#### [Problem details]
Without the pictures, write out all the lines below exactly as they appear.

#### [Source excerpt]
****************
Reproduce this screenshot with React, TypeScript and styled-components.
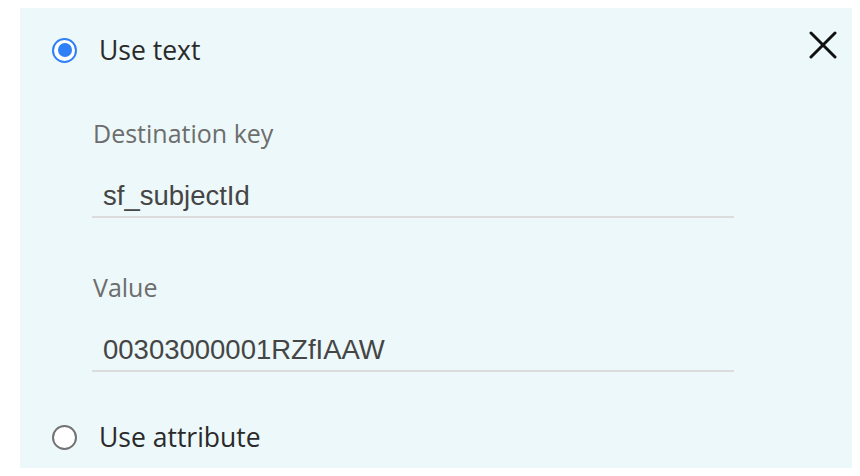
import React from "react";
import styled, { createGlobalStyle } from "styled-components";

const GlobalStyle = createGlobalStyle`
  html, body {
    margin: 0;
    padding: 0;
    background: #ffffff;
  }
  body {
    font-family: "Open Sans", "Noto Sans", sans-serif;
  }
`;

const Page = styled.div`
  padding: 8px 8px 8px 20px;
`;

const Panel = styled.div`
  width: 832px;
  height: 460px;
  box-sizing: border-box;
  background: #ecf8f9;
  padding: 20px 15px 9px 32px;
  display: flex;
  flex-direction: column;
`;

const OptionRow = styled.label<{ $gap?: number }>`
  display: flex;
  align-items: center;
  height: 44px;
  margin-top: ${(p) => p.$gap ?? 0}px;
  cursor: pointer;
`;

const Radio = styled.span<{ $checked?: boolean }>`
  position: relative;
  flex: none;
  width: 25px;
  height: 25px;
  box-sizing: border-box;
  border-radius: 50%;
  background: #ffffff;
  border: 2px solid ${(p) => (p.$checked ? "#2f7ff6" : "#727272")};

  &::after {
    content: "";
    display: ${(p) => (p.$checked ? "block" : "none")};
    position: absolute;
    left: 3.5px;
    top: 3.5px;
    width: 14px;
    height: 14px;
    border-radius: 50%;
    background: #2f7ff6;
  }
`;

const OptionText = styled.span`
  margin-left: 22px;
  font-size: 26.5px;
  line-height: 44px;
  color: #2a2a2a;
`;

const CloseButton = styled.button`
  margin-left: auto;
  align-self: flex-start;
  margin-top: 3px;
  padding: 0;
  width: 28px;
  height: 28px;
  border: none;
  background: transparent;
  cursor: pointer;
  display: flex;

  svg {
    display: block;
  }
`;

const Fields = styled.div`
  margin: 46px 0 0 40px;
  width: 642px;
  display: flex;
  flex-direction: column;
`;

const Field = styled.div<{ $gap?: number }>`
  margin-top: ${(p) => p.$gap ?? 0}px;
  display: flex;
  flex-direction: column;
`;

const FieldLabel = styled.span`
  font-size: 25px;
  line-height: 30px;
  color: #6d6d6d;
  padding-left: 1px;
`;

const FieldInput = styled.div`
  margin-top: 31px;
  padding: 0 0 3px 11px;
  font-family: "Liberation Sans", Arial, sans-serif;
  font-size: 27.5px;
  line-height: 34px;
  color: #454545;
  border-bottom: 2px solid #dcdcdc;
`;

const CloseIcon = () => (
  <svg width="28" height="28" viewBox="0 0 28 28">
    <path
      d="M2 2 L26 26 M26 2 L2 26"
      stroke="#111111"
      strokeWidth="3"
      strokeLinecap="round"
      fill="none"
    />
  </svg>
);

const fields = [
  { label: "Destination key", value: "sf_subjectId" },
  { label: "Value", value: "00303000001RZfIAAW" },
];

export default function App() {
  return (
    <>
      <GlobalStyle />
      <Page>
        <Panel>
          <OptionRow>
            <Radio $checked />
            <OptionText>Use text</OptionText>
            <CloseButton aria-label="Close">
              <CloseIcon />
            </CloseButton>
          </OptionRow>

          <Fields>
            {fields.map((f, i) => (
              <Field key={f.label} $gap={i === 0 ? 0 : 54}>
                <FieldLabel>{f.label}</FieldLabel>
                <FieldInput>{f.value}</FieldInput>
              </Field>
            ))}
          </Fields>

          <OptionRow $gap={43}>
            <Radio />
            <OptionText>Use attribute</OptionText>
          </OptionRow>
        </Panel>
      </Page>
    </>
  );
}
****************
#### [The reply]
Reproduce this screenshot with React, TypeScript and styled-components.
import React from "react";
import styled, { createGlobalStyle } from "styled-components";

const GlobalStyle = createGlobalStyle`
  html, body {
    margin: 0;
    padding: 0;
    background: #ffffff;
  }
  body {
    font-family: "Open Sans", "Noto Sans", sans-serif;
  }
`;

const Page = styled.div`
  padding: 8px 8px 8px 20px;
`;

const Panel = styled.div`
  width: 832px;
  height: 460px;
  box-sizing: border-box;
  background: #ecf8f9;
  padding: 20px 15px 9px 32px;
  display: flex;
  flex-direction: column;
`;

const OptionRow = styled.label<{ $gap?: number }>`
  display: flex;
  align-items: center;
  height: 44px;
  margin-top: ${(p) => p.$gap ?? 0}px;
  cursor: pointer;
`;

const Radio = styled.span<{ $checked?: boolean }>`
  position: relative;
  flex: none;
  width: 25px;
  height: 25px;
  box-sizing: border-box;
  border-radius: 50%;
  background: #ffffff;
  border: 2px solid ${(p) => (p.$checked ? "#2f7ff6" : "#727272")};

  &::after {
    content: "";
    display: ${(p) => (p.$checked ? "block" : "none")};
    position: absolute;
    left: 3.5px;
    top: 3.5px;
    width: 14px;
    height: 14px;
    border-radius: 50%;
    background: #2f7ff6;
  }
`;

const OptionText = styled.span`
  margin-left: 22px;
  font-size: 26.5px;
  line-height: 44px;
  color: #2a2a2a;
`;

const CloseButton = styled.button`
  margin-left: auto;
  align-self: flex-start;
  margin-top: 3px;
  padding: 0;
  width: 28px;
  height: 28px;
  border: none;
  background: transparent;
  cursor: pointer;
  display: flex;

  svg {
    display: block;
  }
`;

const Fields = styled.div`
  margin: 46px 0 0 40px;
  width: 642px;
  display: flex;
  flex-direction: column;
`;

const Field = styled.div<{ $gap?: number }>`
  margin-top: ${(p) => p.$gap ?? 0}px;
  display: flex;
  flex-direction: column;
`;

const FieldLabel = styled.span`
  font-size: 25px;
  line-height: 30px;
  color: #6d6d6d;
  padding-left: 1px;
`;

const FieldInput = styled.div`
  margin-top: 31px;
  padding: 0 0 3px 11px;
  font-family: "Liberation Sans", Arial, sans-serif;
  font-size: 27.5px;
  line-height: 34px;
  color: #454545;
  border-bottom: 2px solid #dcdcdc;
`;

const CloseIcon = () => (
  <svg width="28" height="28" viewBox="0 0 28 28">
    <path
      d="M2 2 L26 26 M26 2 L2 26"
      stroke="#111111"
      strokeWidth="3"
      strokeLinecap="round"
      fill="none"
    />
  </svg>
);

const fields = [
  { label: "Destination key", value: "sf_subjectId" },
  { label: "Value", value: "00303000001RZfIAAW" },
];

export default function App() {
  return (
    <>
      <GlobalStyle />
      <Page>
        <Panel>
          <OptionRow>
            <Radio $checked />
            <OptionText>Use text</OptionText>
            <CloseButton aria-label="Close">
              <CloseIcon />
            </CloseButton>
          </OptionRow>

          <Fields>
            {fields.map((f, i) => (
              <Field key={f.label} $gap={i === 0 ? 0 : 54}>
                <FieldLabel>{f.label}</FieldLabel>
                <FieldInput>{f.value}</FieldInput>
              </Field>
            ))}
          </Fields>

          <OptionRow $gap={43}>
            <Radio />
            <OptionText>Use attribute</OptionText>
          </OptionRow>
        </Panel>
      </Page>
    </>
  );
}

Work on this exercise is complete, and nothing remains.